The character
set encoding of the data source being processed should be understood
when using the clickstream jobs. This is an important consideration
because, by default, the clickstream jobs expect a UTF-8 character
set encoding in the input raw log file.
If the
data source encoding used in the incoming data differs from the
Encoding of the incoming data setting in the Clickstream
Log transformation within a job, the data is decoded incorrectly.
Therefore, you must
verify the following before you process a data source:
-
the value of the
Encoding
of the incoming data setting in the Clickstream Log transformation
matches the encoding of the incoming data being processed
-
the data records in the incoming
raw log file have been encoded using the same encoding
If either
of the above items is not met, then the
Decode input data? option in the Clickstream Log transformation must be set to
No.
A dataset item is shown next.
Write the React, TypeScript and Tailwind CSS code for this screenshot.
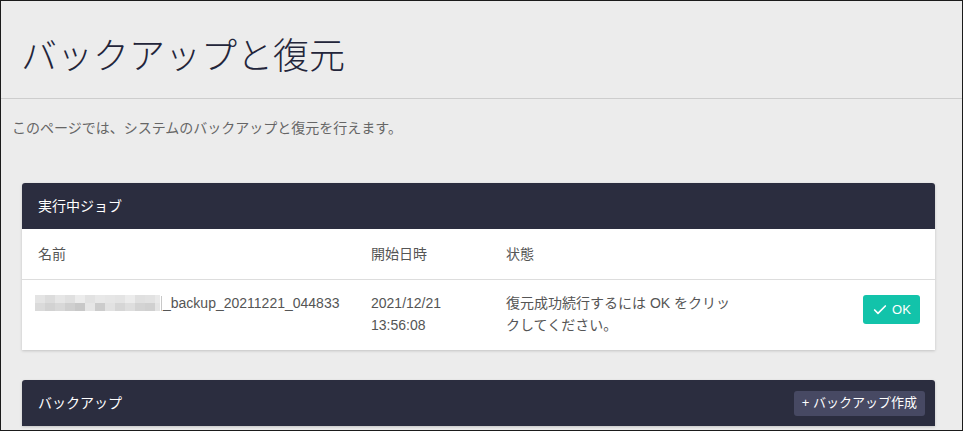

For example, the SAS page tag encodes all of the
data that it collects in UTF-8. As a result, when the data source
is a SAS page tag log, data will be decoded correctly.
On the
other hand, standard Web logs contain data records that were encoded
using the character encoding specified on each Web page by the Web
site programmers. If the Web site follows a common standard encoding,
the value of
Encoding of the incoming data should be set to that encoding. If the Web site was not developed
with a common encoding across Web pages, the
Decode input
data? setting in the Clickstream Log transformation should
be set to
No to maintain data integrity.
For more
detail on the Clickstream Log decoding options and their usage, see
the Help for the Input pane in the
Options tab of the Clickstream Log transformation.